California donors have provided strong backing to several candidates in the crowded field of Republican presidential hopefuls, although none have come close to the cash pile amassed here by Democratic front-runner Hillary Rodham Clinton.
Florida Sen. Marco Rubio, former Texas Gov. Rick Perry and former Hewlett-Packard Chief Executive Carly Fiorina raised significant chunks of their fundraising totals from donors dotting Orange County, the Central Valley and other traditionally Republican areas, according to fundraising reports the campaigns released this week.
Hillary Rodham Clinton's first town hall in New Hampshire Wednesday was quirky, parochial, contentious and revealing, reports the Times' Mike Memoli.
"Opening herself to the unpredictability of a New Hampshire town hall audience Thursday, Hillary Rodham Clinton signaled the limits of her willingness to bend to liberal Democrats' wishes by refusing to commit to a ban on fracking."
"'That may not be a satisfactory answer to you, but I have to take the responsible [approach],' she said. 'We still have to run the economy. We still have to turn on the lights.'”
The Times' Seema Mehta on Wednesday caught up with former Florida governor Jeb Bush in San Francisco, where he briefly paused his tech sector outright to send a message to an even more critical potential constituency: Latinos. Bush criticized Donald Trump for his comments on immigrants and put some distance between him and the man polls show at the top of the GOP field.
“I think candidates ought to lay out proposals to solve problems rather than basically prey on legitimate fears and concerns,” Bush told reporters.
When Wisconsin Gov. Scott Walker on Friday wraps up his campaign launch tour in Iowa Friday, he's not just returning closer to home -- he's closer to his comfort zone. The Times' Noah Bierman reports that Walker's challenge this week was to demonstrate his appeal outside his Midwestern base, in South Carolina, Nevada and New Hampshire.

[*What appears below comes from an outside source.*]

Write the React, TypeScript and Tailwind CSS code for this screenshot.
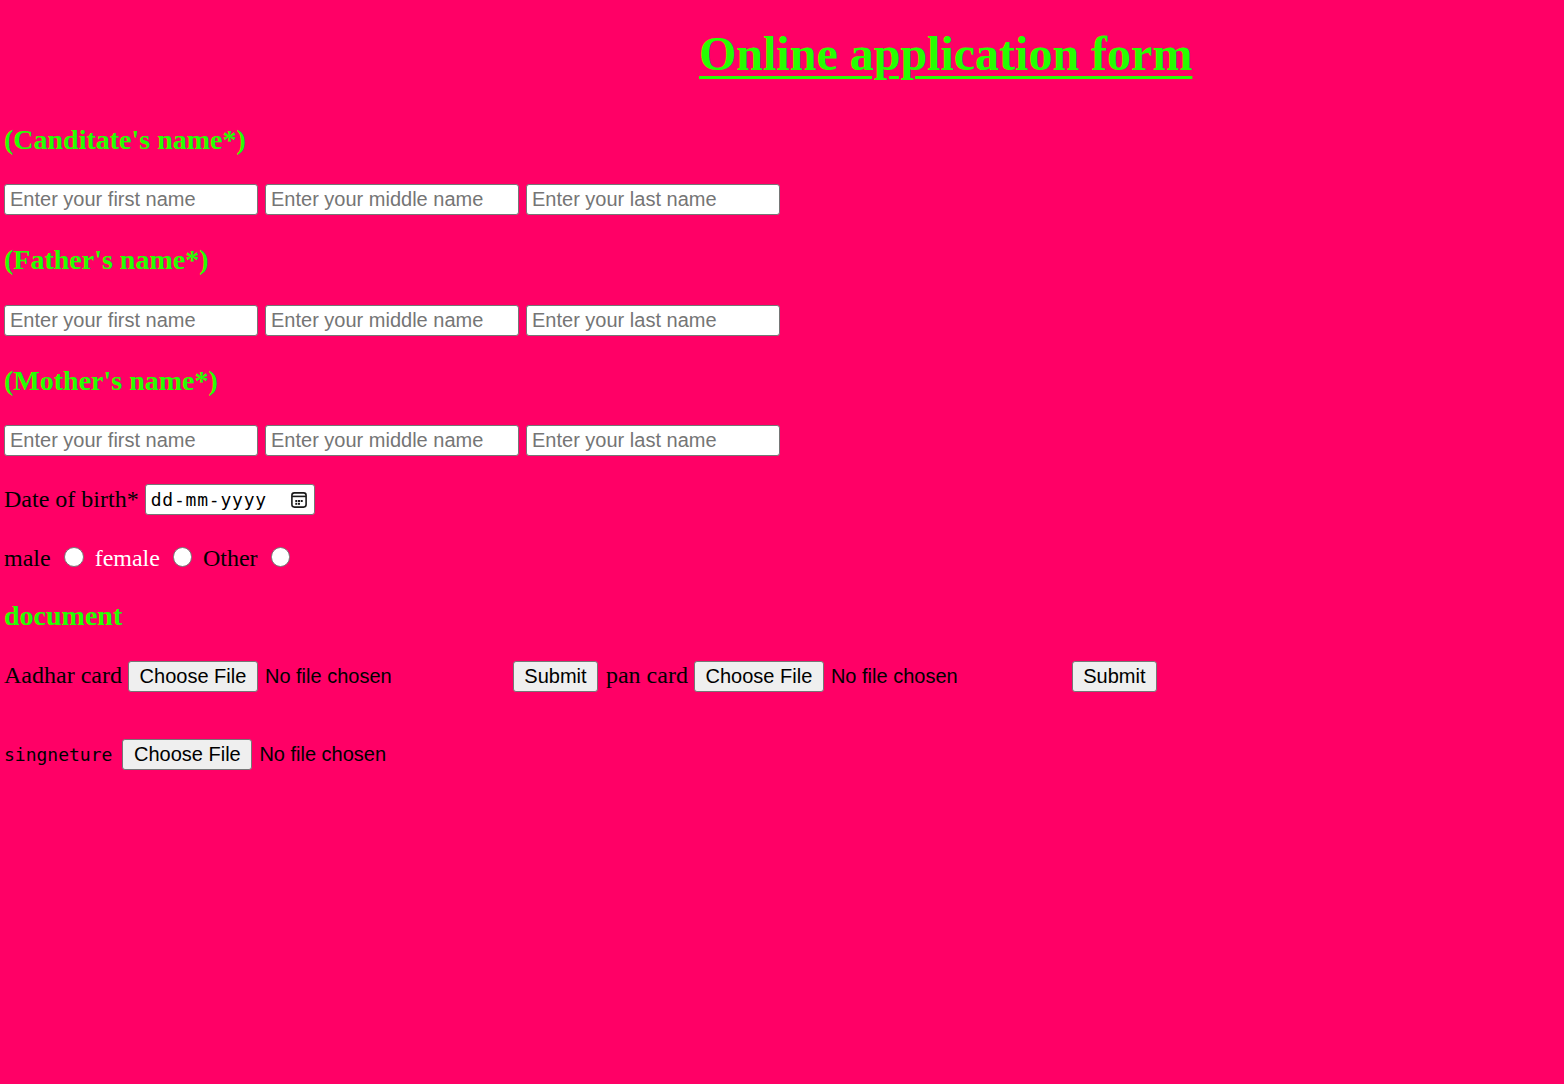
import React from "react";

const serif = "font-['Liberation_Serif','Times_New_Roman',serif]";
const sans = "font-['Liberation_Sans',Arial,sans-serif]";

function Heading({ children, className = "" }: { children: React.ReactNode; className?: string }) {
  return (
    <h3 className={`${serif} text-[28px] leading-[31px] font-bold text-[#26ff00] ${className}`}>{children}</h3>
  );
}

function NameRow({ className = "" }: { className?: string }) {
  const cls = `${sans} box-border h-[31px] w-[254px] rounded-[3px] border border-[#767676] bg-white px-[5px] text-[20px] text-black placeholder:text-[#757575] outline-none`;
  return (
    <div className={`flex gap-[7px] ${className}`}>
      <input className={cls} placeholder="Enter your first name" />
      <input className={cls} placeholder="Enter your middle name" />
      <input className={cls} placeholder="Enter your last name" />
    </div>
  );
}

function Btn({ children, className = "" }: { children: React.ReactNode; className?: string }) {
  return (
    <button
      className={`${sans} box-border h-[31px] whitespace-nowrap rounded-[3px] border border-[#767676] bg-[#efefef] text-[20px] leading-[23px] text-black ${className}`}
    >
      {children}
    </button>
  );
}

function FileInput({ width }: { width: string }) {
  return (
    <div className={`flex items-baseline ${width}`}>
      <Btn className="w-[130px] shrink-0 px-0">Choose File</Btn>
      <span className={`${sans} ml-[7px] whitespace-nowrap text-[20px] leading-[23px] text-black`}>No file chosen</span>
    </div>
  );
}

function Radio({ className = "" }: { className?: string }) {
  return (
    <span
      className={`box-border inline-block h-[19.5px] w-[19.5px] shrink-0 self-start mt-[2px] rounded-full border border-[#767676] bg-white ${className}`}
    />
  );
}

export default function App() {
  return (
    <div className="min-h-[1084px] w-full bg-[#ff0066] pl-[4px] pt-[27px]">
      <h1
        className={`${serif} ml-[695px] text-[48px] leading-[53px] font-bold text-[#26ff00] underline decoration-[3px] underline-offset-[6px]`}
      >
        Online application form
      </h1>

      <Heading className="mt-[44px]">(Canditate's name*)</Heading>
      <NameRow className="mt-[29px]" />

      <Heading className="mt-[29px]">(Father's name*)</Heading>
      <NameRow className="mt-[30px]" />

      <Heading className="mt-[29px]">(Mother's name*)</Heading>
      <NameRow className="mt-[29px]" />

      <div className="mt-[28px] flex h-[31px] items-center">
        <span className={`${serif} text-[24px] leading-[27px] text-black`}>Date of birth*</span>
        <div className="relative ml-[6px] box-border flex h-[31px] w-[170px] items-center rounded-[3px] border border-[#767676] bg-white pl-[5px]">
          <span className="font-['DejaVu_Sans_Mono',monospace] text-[18px] tracking-[0.8px] text-black">dd-mm-yyyy</span>
          <svg className="absolute left-[145px] top-[7px]" width="16" height="16" viewBox="0 0 16 16" fill="none">
            <rect x="0.9" y="0.9" width="14.2" height="14.2" rx="2.5" stroke="#1a1a1a" strokeWidth="1.6" />
            <rect x="1" y="3.6" width="14" height="1.6" fill="#1a1a1a" />
            <rect x="4.3" y="8" width="2" height="2" fill="#1a1a1a" />
            <rect x="7" y="8" width="2" height="2" fill="#1a1a1a" />
            <rect x="9.7" y="8" width="2" height="2" fill="#1a1a1a" />
            <rect x="4.3" y="10.8" width="2" height="2" fill="#1a1a1a" />
            <rect x="7" y="10.8" width="2" height="2" fill="#1a1a1a" />
          </svg>
        </div>
      </div>

      <div className={`${serif} mt-[30px] flex h-[27px] items-start text-[24px] leading-[27px]`}>
        <span className="text-black">male</span>
        <Radio className="ml-[13.5px]" />
        <span className="ml-[11px] text-white">female</span>
        <Radio className="ml-[13px]" />
        <span className="ml-[10.5px] text-black">Other</span>
        <Radio className="ml-[13px]" />
      </div>

      <Heading className="mt-[28px]">document</Heading>

      <div className="mt-[30px] flex items-baseline">
        <span className={`${serif} text-[24px] leading-[27px] text-black`}>Aadhar card</span>
        <div className="ml-[6px]">
          <FileInput width="w-[379px]" />
        </div>
        <Btn className="ml-[6px] w-[85px] px-0">Submit</Btn>
        <span className={`${serif} ml-[8px] text-[24px] leading-[27px] text-black`}>pan card</span>
        <div className="ml-[6px]">
          <FileInput width="w-[372px]" />
        </div>
        <Btn className="ml-[6px] w-[85px] px-0">Submit</Btn>
      </div>

      <div className="mt-[47px] flex items-baseline">
        <span className="font-['DejaVu_Sans_Mono',monospace] text-[18px] leading-[22px] text-black">singneture</span>
        <div className="ml-[10px]">
          <FileInput width="w-[300px]" />
        </div>
      </div>
    </div>
  );
}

There were hits and misses, Bierman reports, noting some of Walker's stump speech just didn't translate.The governor's favorite anecdote about coupon cutting in Kohl's department store drew a few chuckles, Bierman writes.
"But the details, including references to the 'Kohl's cash' coupons found in his wife's purse, did not spark the same knowing nods that they did during his announcement speech in Wisconsin, where the chain is based and is a more entrenched symbol of middle-class culture."